8. Create a Compelling Opening Hook
You have 30 seconds to capture attention. Start with action, dialogue, or surprising insight—never with background.
✓ Strong Opening:
"The factory floor fell silent as I announced the plant closure to 200 workers. Six months later, that same floor buzzed with activity as we celebrated our first profitable quarter."
❌ Weak Opening:
"I graduated from University of Michigan in 2018 with a degree in Economics and joined..."

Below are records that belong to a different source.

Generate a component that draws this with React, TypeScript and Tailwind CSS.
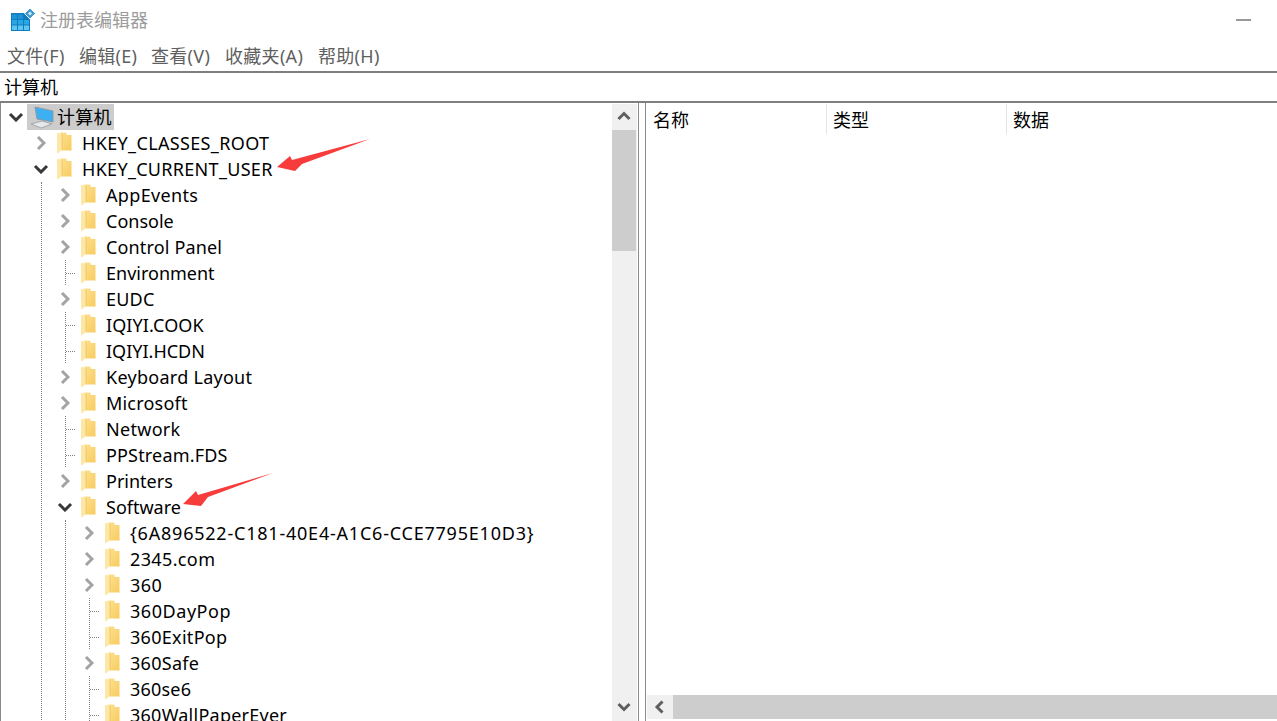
import type { ReactNode } from 'react';

const textFont = "font-['Noto_Sans','Noto_Sans_CJK_SC',sans-serif]";

function FolderIcon() {
  return (
    <svg width="16" height="22" viewBox="0 0 16 22" className="shrink-0">
      <defs>
        <linearGradient id="folderBack" x1="0" y1="0" x2="1" y2="1">
          <stop offset="0" stopColor="#fce293" />
          <stop offset="1" stopColor="#f8cb5e" />
        </linearGradient>
      </defs>
      <path d="M3 0.5 H9 L10 3 H14.5 V18.5 H3 Z" fill="url(#folderBack)" />
      <path d="M0 1 L5 1.5 V17.5 L1 21.5 L0 20.5 Z" fill="#fde7a6" />
      <path d="M5 1.5 V17.5" stroke="#f3c760" strokeWidth="1" />
    </svg>
  );
}

function Chevron({ open }: { open: boolean }) {
  return open ? (
    <svg width="16" height="10" viewBox="0 0 16 10">
      <path d="M2 2 L8 8 L14 2" fill="none" stroke="#383838" strokeWidth="3" />
    </svg>
  ) : (
    <svg width="10" height="16" viewBox="0 0 10 16">
      <path d="M2 2 L8 8 L2 14" fill="none" stroke="#a3a3a3" strokeWidth="3" />
    </svg>
  );
}

function LeafStub() {
  return (
    <svg width="22" height="26" viewBox="0 0 22 26" className="absolute left-0 top-0">
      <path d="M11.5 0 V26 M12 13.5 H22" fill="none" stroke="#808080" strokeDasharray="1 1" />
    </svg>
  );
}

function Row({ label, kind, track = 'tracking-normal' }: { label: string; kind: 'closed' | 'open' | 'leaf'; track?: string }) {
  return (
    <div className="flex h-[26px] items-center">
      <div className="relative flex h-[26px] w-[22px] shrink-0 items-center justify-center">
        {kind === 'leaf' ? <LeafStub /> : <Chevron open={kind === 'open'} />}
      </div>
      <div className="ml-[5px] flex w-[25px] shrink-0">
        <FolderIcon />
      </div>
      <span className={`whitespace-nowrap text-[18px] leading-[26px] text-black ${track}`}>{label}</span>
    </div>
  );
}

function Branch({ children }: { children: ReactNode }) {
  return <div className="ml-[11px] border-l border-dotted border-[#808080] pl-[12px]">{children}</div>;
}

function ScrollButton({ dir }: { dir: 'up' | 'down' | 'left' }) {
  const paths = { up: 'M2.5 10 L8 4.5 L13.5 10', down: 'M2.5 5 L8 10.5 L13.5 5', left: 'M10.5 2.5 L5 8 L10.5 13.5' };
  return (
    <svg width="16" height="16" viewBox="0 0 16 16">
      <path d={paths[dir]} fill="none" stroke="#5f5f5f" strokeWidth="3" />
    </svg>
  );
}

const depth2Before = [
  { label: 'AppEvents', kind: 'closed', track: 'tracking-[0.33px]' },
  { label: 'Console', kind: 'closed', track: 'tracking-normal' },
  { label: 'Control Panel', kind: 'closed', track: 'tracking-[0.15px]' },
  { label: 'Environment', kind: 'leaf', track: 'tracking-normal' },
  { label: 'EUDC', kind: 'closed', track: 'tracking-[0.2px]' },
  { label: 'IQIYI.COOK', kind: 'leaf', track: 'tracking-[0.1px]' },
  { label: 'IQIYI.HCDN', kind: 'leaf', track: 'tracking-normal' },
  { label: 'Keyboard Layout', kind: 'closed', track: 'tracking-[0.27px]' },
  { label: 'Microsoft', kind: 'closed', track: 'tracking-[0.2px]' },
  { label: 'Network', kind: 'leaf', track: 'tracking-[0.3px]' },
  { label: 'PPStream.FDS', kind: 'leaf', track: 'tracking-[0.17px]' },
  { label: 'Printers', kind: 'closed', track: 'tracking-normal' },
] as const;

const softwareKeys = [
  { label: '{6A896522-C181-40E4-A1C6-CCE7795E10D3}', kind: 'closed', track: 'tracking-[0.78px]' },
  { label: '2345.com', kind: 'closed', track: 'tracking-[0.37px]' },
  { label: '360', kind: 'closed', track: 'tracking-[0.4px]' },
  { label: '360DayPop', kind: 'leaf', track: 'tracking-[0.55px]' },
  { label: '360ExitPop', kind: 'leaf', track: 'tracking-[0.3px]' },
  { label: '360Safe', kind: 'closed', track: 'tracking-[0.3px]' },
  { label: '360se6', kind: 'leaf', track: 'tracking-[0.2px]' },
  { label: '360WallPaperEver', kind: 'leaf', track: 'tracking-[0.25px]' },
] as const;

export default function App() {
  return (
    <div className={`relative flex h-[721px] w-[1277px] flex-col overflow-hidden bg-white ${textFont}`}>
      {/* Title bar */}
      <div className="flex h-[40px] shrink-0 items-center pl-[11px] pr-[26px]">
        <svg width="24" height="24" viewBox="0 0 24 24" className="shrink-0">
          <rect x="0" y="5" width="19" height="18" fill="#0e7cc0" />
          <path d="M1 6.5 H6 V11 H1 Z M7 6.5 H12 V11 H7 Z" fill="#1f93d8" />
          <path d="M1 12 H6 V16.5 H1 Z M7 12 H12 V16.5 H7 Z M13 12 H18 V16.5 H13 Z" fill="#2ba6e2" />
          <path d="M1 17.5 H6 V22 H1 Z M7 17.5 H12 V22 H7 Z M13 17.5 H18 V22 H13 Z" fill="#5cc6f0" />
          <path d="M19 0 L24.5 5.5 L19 11 L13.5 5.5 Z" fill="#3f9bd2" stroke="#ffffff" strokeWidth="1" />
          <path d="M19 3.5 L21 5.5 L19 7.5 L17 5.5 Z" fill="#cfe8f6" />
        </svg>
        <span className="ml-[5px] text-[18px] text-[#9c9c9c]">注册表编辑器</span>
        <div className="ml-auto h-[2px] w-[15px] bg-[#999999]" />
      </div>

      {/* Menu */}
      <div className="flex h-[31px] shrink-0 items-center pl-[7px] pt-[2px] text-[18px] tracking-[0.3px] text-[#5f5f5f]">
        <span className="w-[72px]">文件(F)</span>
        <span className="w-[72px]">编辑(E)</span>
        <span className="w-[74px]">查看(V)</span>
        <span className="w-[93px]">收藏夹(A)</span>
        <span>帮助(H)</span>
      </div>

      {/* Address bar */}
      <div className="flex h-[32px] shrink-0 items-center border-y-2 border-[#7f7f7f] pl-[4px] text-[18px] text-black">
        计算机
      </div>

      <div className="flex min-h-0 flex-1">
        {/* Tree pane */}
        <div className="flex w-[639px] shrink-0 border-x border-[#8a8a8a] pt-[1px]">
          <div className="min-w-0 flex-1 overflow-hidden">
            <div className="flex h-[26px] items-center">
              <div className="flex w-[26px] shrink-0 justify-center pl-[4px]">
                <Chevron open />
              </div>
              <div className="flex h-[26px] items-center bg-[#cccccc] pr-[2px]">
                <svg width="30" height="26" viewBox="0 0 30 26" className="shrink-0">
                  <path d="M8 3 L26 7 V18 L10 15 Z" fill="#3db0f2" stroke="#8f9aa3" strokeWidth="1" />
                  <path d="M4 20 L15 17 L25 20 L14 24 Z" fill="#e6e9eb" stroke="#a8a8a8" strokeWidth="1" />
                </svg>
                <span className="text-[18px] leading-[26px] tracking-[0.2px] text-black">计算机</span>
              </div>
            </div>
            <div className="pl-[29px]">
              <Row label="HKEY_CLASSES_ROOT" kind="closed" track="tracking-[0.35px]" />
              <Row label="HKEY_CURRENT_USER" kind="open" track="tracking-[0.3px]" />
              <Branch>
                {depth2Before.map((k) => (
                  <Row key={k.label} label={k.label} kind={k.kind} track={k.track} />
                ))}
                <Row label="Software" kind="open" />
                <Branch>
                  {softwareKeys.map((k) => (
                    <Row key={k.label} label={k.label} kind={k.kind} track={k.track} />
                  ))}
                </Branch>
              </Branch>
            </div>
          </div>
          {/* Vertical scrollbar */}
          <div className="flex w-[25px] shrink-0 flex-col bg-[#f0f0f0] pr-[1px]">
            <div className="flex h-[26px] items-center justify-center">
              <ScrollButton dir="up" />
            </div>
            <div className="h-[121px] bg-[#cdcdcd]" />
            <div className="flex-1" />
            <div className="mb-[1px] flex h-[26px] items-center justify-center">
              <ScrollButton dir="down" />
            </div>
          </div>
          <div className="w-[1px] shrink-0" />
        </div>

        {/* Splitter */}
        <div className="w-[6px] shrink-0" />

        {/* List pane */}
        <div className="flex min-w-0 flex-1 flex-col border-l border-[#8a8a8a] pt-[1px]">
          <div className="flex h-[30px] shrink-0 text-[18px] text-black">
            <div className="w-[181px] border-r border-[#e5e5e5] pl-[7px] pt-[1px] leading-[30px]">名称</div>
            <div className="w-[180px] border-r border-[#e5e5e5] pl-[6px] pt-[1px] leading-[30px]">类型</div>
            <div className="pl-[6px] pt-[1px] leading-[30px]">数据</div>
          </div>
          <div className="flex-1" />
          <div className="mb-[2px] ml-[1px] flex h-[24px] shrink-0 bg-[#cdcdcd]">
            <div className="flex w-[26px] items-center justify-center bg-[#f0f0f0]">
              <ScrollButton dir="left" />
            </div>
          </div>
        </div>
      </div>

      {/* Red annotation arrows */}
      <svg width="1277" height="721" viewBox="0 0 1277 721" className="pointer-events-none absolute left-0 top-0">
        <path d="M277 167 L290 156 L292 160 L370 139 L302 164 L295 171 Z" fill="#f83c3c" />
        <path d="M183 504 L196 491 L198 495 L273 473 L208 497 L201 506 Z" fill="#f83c3c" />
      </svg>
    </div>
  );
}
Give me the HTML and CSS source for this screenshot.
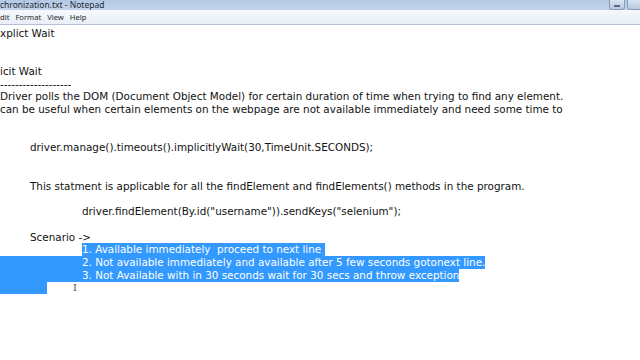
FILE: index.html
```html
<!DOCTYPE html>
<html lang="en">
<head>
    <meta charset="UTF-8">
    <meta name="viewport" content="width=device-width, initial-scale=1.0">
    <title>Synchronization.txt - Notepad</title>
    <link rel="stylesheet" href="styles.css">
</head>
<body>

    <div class="window">
        <div class="titlebar">
            <span class="title">chronization.txt - Notepad</span>
            <div class="buttons">
                <span class="btn btn-min"></span>
                <span class="btn btn-max"></span>
            </div>
        </div>

        <div class="menubar">
            <span>dit</span>
            <span>Format</span>
            <span>View</span>
            <span>Help</span>
        </div>

        <div class="editor">
<div class="line">xplict Wait</div>
<div class="line"></div>
<div class="line"></div>
<div class="line">icit Wait</div>
<div class="line">-------------------</div>
<div class="line">Driver polls the DOM (Document Object Model) for certain duration of time when trying to find any element.</div>
<div class="line">can be useful when certain elements on the webpage are not available immediately and need some time to</div>
<div class="line"></div>
<div class="line"></div>
<div class="line ind1">driver.manage().timeouts().implicitlyWait(30,TimeUnit.SECONDS);</div>
<div class="line"></div>
<div class="line"></div>
<div class="line ind1">This statment is applicable for all the findElement and findElements() methods in the program.</div>
<div class="line"></div>
<div class="line ind2">driver.findElement(By.id("username")).sendKeys("selenium");</div>
<div class="line"></div>
<div class="line ind1">Scenario -&gt;</div>
<div class="line ind2"><span class="sel">1. Available immediately  proceed to next line </span></div>
<div class="line"><span class="sel sel-full">2. Not available immediately and available after 5 few seconds gotonext line.</span></div>
<div class="line"><span class="sel sel-full">3. Not Available with in 30 seconds wait for 30 secs and throw exception</span></div>
<div class="line"><span class="sel sel-tail"></span><span class="ibeam">I</span></div>
        </div>
    </div>

</body>
</html>
```

FILE: styles.css
```css
body {
    margin: 0;
    background: #ffffff;
    overflow: hidden;
}

.window {
    width: 640px;
    height: 360px;
    display: flex;
    flex-direction: column;
}

.titlebar {
    height: 10px;
    background: linear-gradient(to bottom, #b3c8e3, #c4d5ea);
    display: flex;
    align-items: center;
    justify-content: space-between;
    overflow: hidden;
}

.title {
    font-family: "Noto Sans", sans-serif;
    font-size: 8.5px;
    color: #1e2a3a;
    line-height: 10px;
    margin-top: -1px;
}

.buttons {
    display: flex;
    gap: 2px;
    align-self: flex-start;
}

.btn {
    display: block;
    height: 9px;
    border: 1px solid #8a9db6;
    border-top: none;
    border-radius: 0 0 3px 3px;
    background: linear-gradient(to bottom, #d9e4f1, #b7c9df);
    position: relative;
}

.btn-min {
    width: 14px;
}

.btn-min::after {
    content: "";
    position: absolute;
    left: 4px;
    top: 5px;
    width: 6px;
    height: 2px;
    background: #ffffff;
    border: 1px solid #58677c;
    box-sizing: border-box;
}

.btn-max {
    width: 12px;
    border-right: none;
    border-radius: 0 0 0 3px;
}

.menubar {
    height: 14px;
    background: linear-gradient(to bottom, #f5f8fc, #e9eff8);
    border-bottom: 1px solid #b5c0d0;
    display: flex;
    align-items: center;
    gap: 6px;
    font-family: "Noto Sans", sans-serif;
    font-size: 7.6px;
    color: #1e1e1e;
}

.editor {
    flex: 1;
    padding-top: 1.6px;
    font-family: "DejaVu Sans", Verdana, sans-serif;
    font-size: 10.4px;
    color: #111111;
    overflow: hidden;
}

.line {
    height: 12.76px;
    line-height: 12.76px;
    white-space: pre;
}

.ind1 {
    padding-left: 30px;
}

.ind2 {
    padding-left: 82px;
}

.sel {
    display: inline-block;
    height: 12.76px;
    background: #3399ff;
    color: #ffffff;
    vertical-align: top;
}

.sel-full {
    padding-left: 82px;
}

.sel-tail {
    width: 47px;
}

.ibeam {
    position: absolute;
    left: 73px;
    top: 282px;
    font-family: "DejaVu Serif", serif;
    font-size: 10px;
    color: #555555;
}
```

9. Quantify Everything Possible
Numbers add credibility and help readers grasp your impact. Always ask "by how much?"
Quantification Checklist:
- • Revenue/cost impact (%)
- • Time saved (hours/days)
- • Team size managed
- • Budget responsibility ($)
- • Stakeholders affected
- • Geographic reach
- • Ranking/percentile
- • Before/after comparison
10. End with Forward Momentum
Your conclusion should create excitement about your future contribution to the school and beyond. Be specific about how the MBA enables your vision.
Mastering Different Essay Types
Career Goals Essay
Structure:
- Hook with your vision's impact
- Short-term goal (specific role, company type)
- Long-term vision (10+ years)
- Why MBA needed now
- Why this specific school
Leadership & Impact Essay
Key Elements:
- • Context setting (stakes, constraints)
- • Your unique approach
- • How you influenced others
- • Measurable outcomes
- • Leadership lessons learned
Personal Journey Essay
Approach:
- • Choose defining, not traumatic moments
- • Show growth and self-awareness
- • Connect to leadership philosophy
- • Demonstrate resilience
- • Link to future contribution
Failure/Setback Essay
Framework:
- Choose meaningful, professional failure
- Own responsibility fully
- Analyze what went wrong
- Show concrete changes made
- Demonstrate applied learning
Avoid These 7 Fatal Essay Mistakes
- 1. Resume Repetition: Your essays should complement, not duplicate your resume. Add color, context, and personality.
- 2. Generic Goals: "I want to be a consultant/banker" tells nothing. Be specific about industry, function, and impact.
- 3. Humble Bragging: Either own your achievements or show genuine humility. False modesty is transparent and off-putting.
- 4. Name Dropping: Working with the CEO means nothing if you don't show your unique contribution and learning.
- 5. Clichéd Opening: "Since childhood, I've always..." or dictionary definitions waste precious word count.
- 6. Ignoring Word Limits: If you can't follow simple instructions, why should they admit you? Stay within 5% of limit.
- 7. Last-Minute Writing: Great essays need 20+ drafts. Starting two weeks before deadline guarantees mediocrity.